The previous government in many ways deserves a lot of credit for keeping spending in check for their first six years, but the structural surplus in 2006 peaked at 4.7 per cent of GDP (OECD estimate). Those huge surpluses just set up an electoral auction in the 2005 election campaign.  No political party will ever want to be in the position of allowing their opposition to spend the surplus their way –  those choices, about priorities, are a large part of what politics is about.  And the large surpluses built up in the early 2000s didn’t even do much to ease pressure on monetary policy, because they were run up well before the peak pressures on resources (2005 to 2008).  Quite possibly, overall macroeconomic management in New Zealand over the last 15 years would have been a little better if piecemeal adjustments had been made throughout.  We’d never have got into a position where we had highly stimulatory discretionary fiscal policy in the period (2005-2007) of greatest pressure on resources (and on the exchange rate).  And it would also have avoided a situation where Treasury, applying its best professional judgement, finally determined only just before the great recession of 2008/09 that the revenue increases looked permanent.  A high stakes judgement that turned out to be quite wrong.  Fiscal institutions, and ambitions, need to take more serious account of the severe limits of anyone’s knowledge.  A Fiscal Council, as the New Zealand Initiative and the former director of the IMF’s Fiscal Affairs Department have recently called for, might explore some of these issues.  Or a Macroeconomic Council might?  Then again, our academics and think tanks might lead such debates.

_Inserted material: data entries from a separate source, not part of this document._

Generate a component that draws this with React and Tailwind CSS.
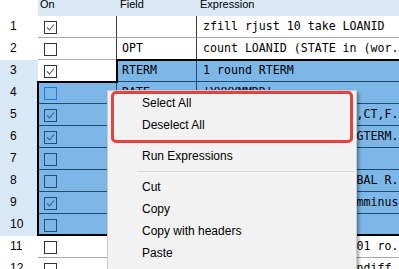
import React from "react";

const rows = [
  { n: 1, on: true, field: "", expr: "zfill rjust 10 take LOANID", sel: 0 },
  { n: 2, on: false, field: "OPT", expr: "count LOANID (STATE in (wor.", sel: 0 },
  { n: 3, on: true, field: "RTERM", expr: "1 round RTERM", sel: 1 },
  { n: 4, on: false, field: "DATE", expr: "'YYYYMMDD'", sel: 2, focus: true },
  { n: 5, on: true, field: "STATE", expr: "LOANSTATE in (AK,CA,CO,CT,F.", sel: 2 },
  { n: 6, on: true, field: "TERM", expr: "ORIGTERM - 120 min ORIGTERM.", sel: 2 },
  { n: 7, on: false, field: "", expr: "", sel: 2 },
  { n: 8, on: false, field: "BAL", expr: "LOANAMT gt 10 and ORIGBAL R.", sel: 2 },
  { n: 9, on: true, field: "PMT", expr: "PMT 12 take ORIGBAL 0 mminus", sel: 2 },
  { n: 10, on: false, field: "", expr: "", sel: 2 },
  { n: 11, on: false, field: "YEAR", expr: "DATE 'YYYYMMDD' fmt 2001 ro.", sel: 0 },
  { n: 12, on: false, field: "DIFF", expr: "ORIGBAL CURBAL 1 2 3 andiff", sel: 0 },
];

function Check({ checked, selected, focus }) {
  const border = focus ? "#1a7fdc" : selected ? "#1f4f7c" : "#333333";
  const mark = selected ? "#2f5f8c" : "#5e5e5e";
  return (
    <svg width="13" height="13" viewBox="0 0 13 13" className="block">
      <rect x="0.5" y="0.5" width="12" height="12" fill={selected ? "none" : "#ffffff"} stroke={border} strokeWidth="1" />
      {checked && (
        <polyline points="3,6.5 5.5,9 10,3.5" fill="none" stroke={mark} strokeWidth="1.1" />
      )}
    </svg>
  );
}

const mono = "font-['DejaVu_Sans_Mono',monospace] text-[11.6px] text-black";

function Row({ r }) {
  const onSel = r.sel === 2;
  const restSel = r.sel >= 1;
  const hdrBg = r.sel ? "bg-[#d9e8f6]" : "bg-white";
  const onBg = onSel ? "bg-[#7db7e8] border-[#1f4a72]" : "bg-white border-[#a8a8a8]";
  const restBg = restSel ? "bg-[#7db7e8] border-[#1f4a72]" : "bg-white border-[#a8a8a8]";
  return (
    <div className="flex h-[22px]">
      <div className={`w-[38px] shrink-0 ${hdrBg} flex items-center pl-[10px] pb-[2px] text-[12px] text-black`}>
        {r.n}
      </div>
      <div className={`w-[79px] shrink-0 border-b border-r ${onBg} ${onSel ? "" : "border-r-[#3a3a3a]"} pl-[6px] pt-[5px]`}>
        <Check checked={r.on} selected={onSel} focus={r.focus} />
      </div>
      <div className={`w-[80px] shrink-0 border-b border-r ${restBg} ${restSel ? "" : "border-r-[#3a3a3a]"} pl-[5px] flex items-center overflow-hidden whitespace-nowrap ${mono}`}>
        {r.field}
      </div>
      <div className={`flex-1 border-b ${restBg} pl-[6px] flex items-center overflow-hidden whitespace-nowrap ${mono}`}>
        {r.expr}
      </div>
    </div>
  );
}

function Item({ children }) {
  return (
    <div className="h-[22px] flex items-center pl-[34px] pb-[1px] text-[12px] text-black">{children}</div>
  );
}

function Sep() {
  return (
    <div className="h-[9px] flex items-center">
      <div className="ml-[29px] mr-[2px] flex-1 h-px bg-[#d7d7d7]" />
    </div>
  );
}

export default function App() {
  return (
    <div className="relative w-[399px] h-[269px] overflow-hidden bg-white font-['Liberation_Sans',Arial,sans-serif]">
      <div className="flex h-[16px]">
        <div className="w-[38px] shrink-0 bg-white" />
        <div className="flex-1 flex bg-[#dae8f6] text-[11px] text-black leading-none">
          <div className="w-[79px] pl-[2px] -mt-[1px]">On</div>
          <div className="w-[80px] pl-[3px] -mt-[1px]">Field</div>
          <div className="flex-1 pl-[3px] -mt-[1px]">Expression</div>
        </div>
      </div>
      {rows.map((r) => (
        <Row key={r.n} r={r} />
      ))}

      {/* selection outline */}
      <div className="absolute left-[116px] top-[59px] w-[283px] h-[2px] bg-black" />
      <div className="absolute left-[116px] top-[59px] w-[2px] h-[24px] bg-black" />
      <div className="absolute left-[37px] top-[81px] w-[81px] h-[2px] bg-black" />
      <div className="absolute left-[37px] top-[81px] w-[2px] h-[155px] bg-black" />
      <div className="absolute left-[37px] top-[234px] w-[362px] h-[2px] bg-black" />

      {/* context menu */}
      <div className="absolute left-[107px] top-[90px] w-[250px] h-[200px] border border-[#cccccc] bg-[#f2f2f2] pt-[1px] shadow-[2px_2px_3px_rgba(0,0,0,0.35)]">
        <Item>Select All</Item>
        <Item>Deselect All</Item>
        <Sep />
        <Item>Run Expressions</Item>
        <Sep />
        <Item>Cut</Item>
        <Item>Copy</Item>
        <Item>Copy with headers</Item>
        <Item>Paste</Item>
        <Item>Paste from Windows clipboard</Item>
      </div>

      {/* red highlight */}
      <div className="absolute left-[111px] top-[91px] w-[242px] h-[52px] border-[3px] border-[#e8403e] rounded-[5px]" />
    </div>
  );
}
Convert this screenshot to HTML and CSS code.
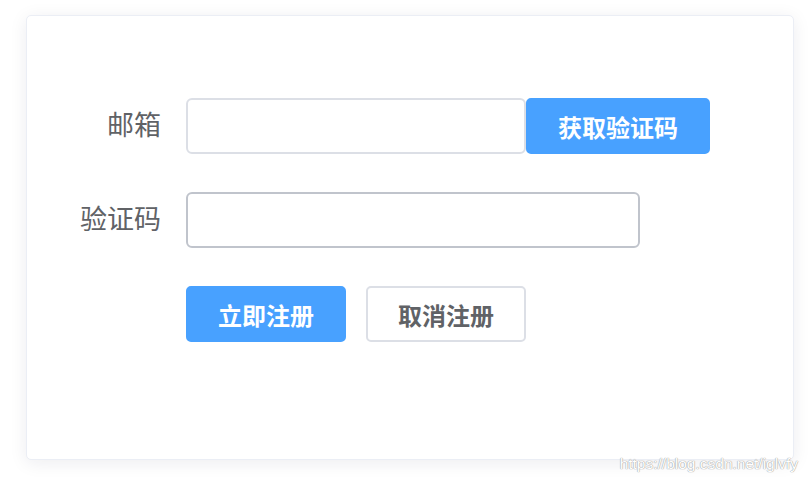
FILE: index.html
```html
<!DOCTYPE html>
<html lang="zh">
<head>
<meta charset="utf-8">
<link rel="stylesheet" href="styles.css">
</head>
<body>
<div class="card">
  <form class="form">
    <div class="row">
      <label class="label">邮箱</label>
      <input class="input input-email" type="text">
      <button type="button" class="btn btn-primary btn-code">获取验证码</button>
    </div>
    <div class="row">
      <label class="label">验证码</label>
      <input class="input input-code" type="text">
    </div>
    <div class="row actions">
      <button type="button" class="btn btn-primary">立即注册</button>
      <button type="button" class="btn btn-default">取消注册</button>
    </div>
  </form>
</div>
<div class="watermark">https://blog.csdn.net/iglvfy</div>
</body>
</html>
```
FILE: styles.css
```css
html, body {
  margin: 0;
  padding: 0;
  background: #ffffff;
  font-family: "Noto Sans CJK SC", "Noto Sans", sans-serif;
}
body {
  width: 808px;
  height: 482px;
  position: relative;
  overflow: hidden;
}
.card {
  box-sizing: border-box;
  margin: 15px 0 0 26px;
  width: 768px;
  height: 445px;
  background: #fff;
  border: 1px solid #ebeef5;
  border-radius: 5px;
  box-shadow: 0 3px 18px rgba(20, 20, 60, 0.08);
  padding-top: 82px;
}
.form {
  display: flex;
  flex-direction: column;
  gap: 38px;
}
.row {
  display: flex;
  align-items: center;
  height: 56px;
}
.label {
  box-sizing: border-box;
  width: 159px;
  padding-right: 25px;
  text-align: right;
  font-size: 27px;
  color: #606266;
  line-height: 56px;
  margin-top: -4px;
}
.input {
  box-sizing: border-box;
  height: 56px;
  border: 2px solid #dcdfe6;
  border-radius: 6px;
  background: #fff;
  outline: none;
  padding: 0 16px;
}
.input-email { width: 340px; }
.input-code { width: 454px; border-color: #c0c4cc; }
.btn {
  box-sizing: border-box;
  height: 56px;
  border-radius: 5px;
  font-family: "Noto Sans CJK SC", sans-serif;
  font-size: 24px;
  font-weight: bold;
  padding: 0;
  cursor: pointer;
}
.btn-primary {
  background: #48a1ff;
  border: 2px solid #48a1ff;
  color: #fff;
}
.btn-default {
  background: #fff;
  border: 2px solid #dcdfe6;
  color: #606266;
}
.btn-code { width: 184px; }
.actions {
  padding-left: 159px;
  gap: 20px;
}
.actions .btn { width: 160px; }
.watermark {
  position: absolute;
  right: 10px;
  bottom: 9px;
  font-family: "Liberation Sans", Arial, sans-serif;
  font-size: 15.5px;
  color: #fff;
  text-shadow: 0 0 1px #9a9a9a, 0 0 1px #9a9a9a;
}
```
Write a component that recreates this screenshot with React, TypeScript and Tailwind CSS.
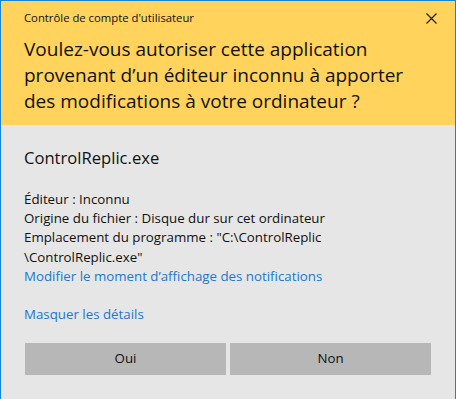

The best case we can make for yesterday’s budget is that it bought the government time to undertake the more substantial reforms to the benefits system behind the scenes: pushing towards outcome-based contracting, outsourcing service provision, running innovative experiments like Tamaki.

Maybe my expectations have been too high. Under the government’s budgetary projections, conditional on continued fiscal discipline, by 2018 government spending as a fraction of GDP will be back to where it was in 2004 under Helen Clark. In 2008, I’d have been very happy for government spending to ever return to 2004 levels. So there’s that. Conditional on continued fiscal discipline.